We have found that some of the deepest learning relates to softer skills, in addition to the more technical skills related to leaning about investments. Student feedback has consistently highlighted that the SMF has provided students with invaluable soft skills about team work, communication, time management, responsibility, self-motivation and leadership. Many of our SMF students have gone on to work in top financial and business institutions and credit the SMF for the highly transferrable soft skills that they gained.

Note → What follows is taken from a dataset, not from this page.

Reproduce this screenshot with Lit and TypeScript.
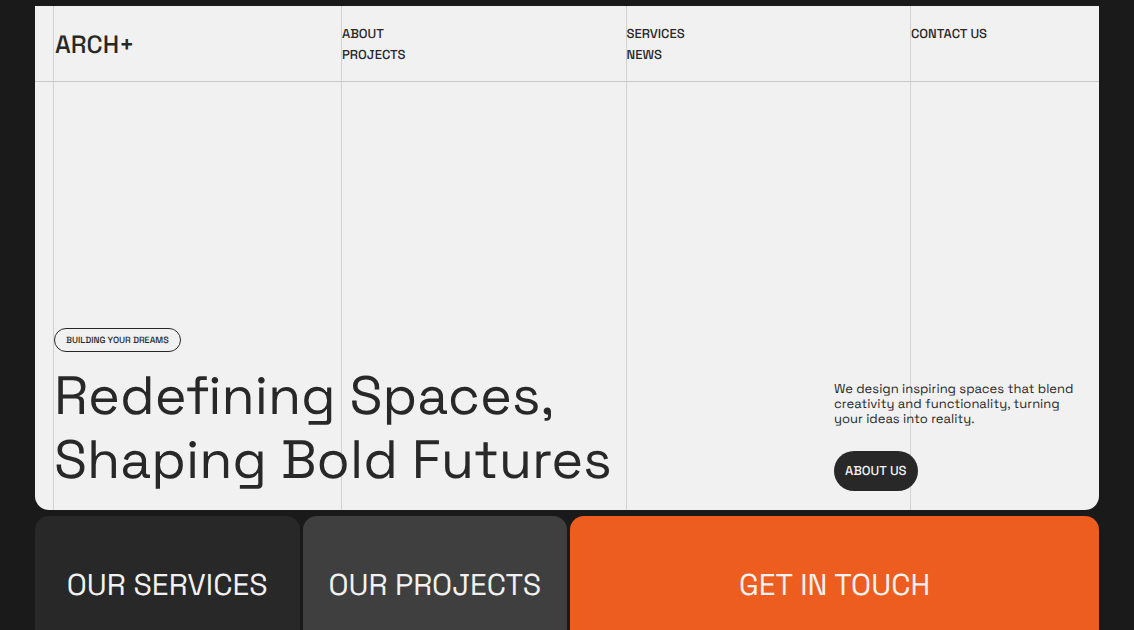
import { LitElement, html, css } from "lit";
import { customElement } from "lit/decorators.js";

@customElement("app-root")
export class AppRoot extends LitElement {
  static styles = css`
    :host {
      display: block;
      box-sizing: border-box;
      height: 100vh;
      overflow: hidden;
      padding: 6px 35px 0 35px;
      background: #1a1a1a;
      color: #282828;
      font-family: "Space Grotesk", Inter, "Liberation Sans", sans-serif;
      text-rendering: geometricPrecision;
      font-variant-ligatures: none;
    }
    * { box-sizing: border-box; }
    a { color: inherit; text-decoration: none; }
    .page { display: flex; flex-direction: column; gap: 6px; height: 100%; }
    .hero {
      flex: 0 0 80vh;
      display: flex;
      flex-direction: column;
      position: relative;
      overflow: hidden;
      background: #f1f1f1;
      border-radius: 0 0 14px 14px;
    }
    .guides, .bar {
      display: grid;
      grid-template-columns: 288px 1fr 1fr 189px;
      padding-left: 18px;
    }
    .guides { position: absolute; inset: 0; pointer-events: none; }
    .guides span { border-left: 1px solid #d2d2d2; }
    .bar { flex: none; height: 76px; border-bottom: 1px solid #c8c8c8; position: relative; font-weight: 500; }
    .brand { align-self: center; padding: 2px 0 0 2px; font-size: 25px; line-height: 32px; }
    .links { display: flex; flex-direction: column; align-items: start; padding: 17px 0 0 1px; font-size: 13px; line-height: 21px; }
    .body { flex: 1; position: relative; display: flex; justify-content: space-between; align-items: flex-end; padding: 0 24px 18px 19px; }
    .tag { display: inline-block; border: 1px solid #282828; border-radius: 12px; padding: 0 11px; font-size: 9px; font-weight: 500; line-height: 22px; }
    h1 { margin: 12px 0 0; font-size: 54px; line-height: 64px; font-weight: 400; white-space: nowrap; }
    .aside { width: 241px; padding-bottom: 1px; }
    p { margin: 0 0 25px; font-size: 13px; line-height: 15px; white-space: nowrap; }
    button { display: block; border: 0; border-radius: 20px; height: 40px; padding: 0 11px; background: #282828; color: #f1f1f1; font: 500 13px/20px "Space Grotesk", Inter, sans-serif; text-rendering: inherit; }
    .tiles { flex: 1; min-height: 0; display: grid; grid-template-columns: 1fr 1fr 2fr; gap: 3px; }
    .tile { border-radius: 14px 14px 0 0; background: #282828; color: #f1f1f1; text-align: center; padding-top: 49px; font-size: 30px; line-height: 40px; white-space: nowrap; }
    .mid { background: #3f3f3f; }
    .hot { background: #ed5d1f; }
  `;

  render() {
    return html`
      <div class="page">
        <main class="hero">
          <div class="guides"><span></span><span></span><span></span><span></span></div>
          <nav class="bar">
            <a class="brand" href="#">ARCH+</a>
            <div class="links"><a href="#about">ABOUT</a><a href="#projects">PROJECTS</a></div>
            <div class="links"><a href="#services">SERVICES</a><a href="#news">NEWS</a></div>
            <div class="links"><a href="#contact">CONTACT US</a></div>
          </nav>
          <section class="body">
            <div>
              <span class="tag">BUILDING YOUR DREAMS</span>
              <h1>Redefining Spaces,<br />Shaping Bold Futures</h1>
            </div>
            <div class="aside">
              <p>We design inspiring spaces that blend<br />creativity and functionality, turning<br />your ideas into reality.</p>
              <button type="button">ABOUT US</button>
            </div>
          </section>
        </main>
        <div class="tiles">
          <a class="tile" href="#services">OUR SERVICES</a>
          <a class="tile mid" href="#projects">OUR PROJECTS</a>
          <a class="tile hot" href="#contact">GET IN TOUCH</a>
        </div>
      </div>
    `;
  }
}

The learning outcomes of students is a defined objective of the SMF. The relevant extract from the Charter and Governance Structure is produced below, and recognises the breath of learning students get from the SMF:

“Students should build: (i) capability to manage money in pursuit of objectives; (ii) understanding of fund management; (iii) capacity to communicate and advocate recommendations; (iv) ability to operate in a team environment.”

WHAT IS THE DIFFERENCE BETWEEN THE ANU SMF AND OTHER FUNDS?

While SMF’s are established at a handful of other universities within Australia, the manner in which the ANU SMF is structured and its values make it truly unique. The ANU SMF is structured as an endowment fund that works towards long-term objectives, whereas alternative SMF’s are often structured as equity funds that aim to outperform an equity index. The ANU SMF also stands out relative to other SMF’s in the broad range of functions as represented by the various teams, including Asset Allocation, Risk and Compliance and Relationship teams, as well as the Active Australian Equity teams. Led by the CIO, the four teams work together to undertake the responsibility of managing the SMF like it was an institutional investor. It also allows the ANU SMF to pursue long term learning, developmental and philanthropic objectives which may be overlooked by other SMF’s.